To achieve this, the researchers say they pioneered a deceptively simple fabrication technique, which requires only three basic steps and can be scaled up to produce ultrathin loudspeakers large enough to cover the inside of an automobile or to wallpaper a room. Used this way, the thin-film loudspeaker could provide active noise cancellation in clamorous environments, such as an airplane cockpit, by generating sound of the same amplitude but opposite phase.

The flexible device could also be used for immersive entertainment, perhaps by providing three-dimensional audio in a theater or theme park ride. And because it is lightweight and requires such a small amount of power to operate, the device is well-suited for applications on smart devices where battery life is limited.

“It feels remarkable to take what looks like a slender sheet of paper, attach two clips to it, plug it into the headphone port of your computer, and start hearing sounds emanating from it,” says Vladimir Bulovic, the Fariborz Maseeh Chair in Emerging Technology, leader of the Organic and Nanostructured Electronics Laboratory (ONE Lab), director of MIT.nano, and senior author of a paper on the research. “It can be used anywhere. One just needs a smidgeon of electrical power to run it.”

While a typical loudspeaker found in headphones or an audio system uses electric current inputs that pass through a coil of wire that generates a magnetic field, which moves a speaker membrane, the new loudspeaker simplifies the speaker design by using a thin film of a shaped piezoelectric material that moves when voltage is applied over it, which moves the air above it and generates sound. Most thin-film loudspeakers are designed to be freestanding because the film must bend freely to produce sound, so mounting these loudspeakers onto a surface would impede the vibration and hamper their ability to generate sound.

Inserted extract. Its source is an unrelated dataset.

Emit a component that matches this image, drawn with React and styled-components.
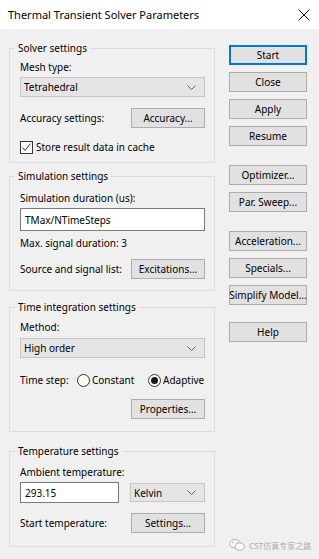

To overcome this problem, the researchers say they rethought the design of a thin-film loudspeaker: Rather than having the entire material vibrate, their design relies on tiny domes on a thin layer of piezoelectric material, which each vibrate individually. These domes, each only a few hair-widths across, are surrounded by spacer layers on the top and bottom of the film that protect them from the mounting surface while still enabling them to vibrate freely. The same spacer layers protect the domes from abrasion and impact during day-to-day handling, enhancing the loudspeaker’s durability.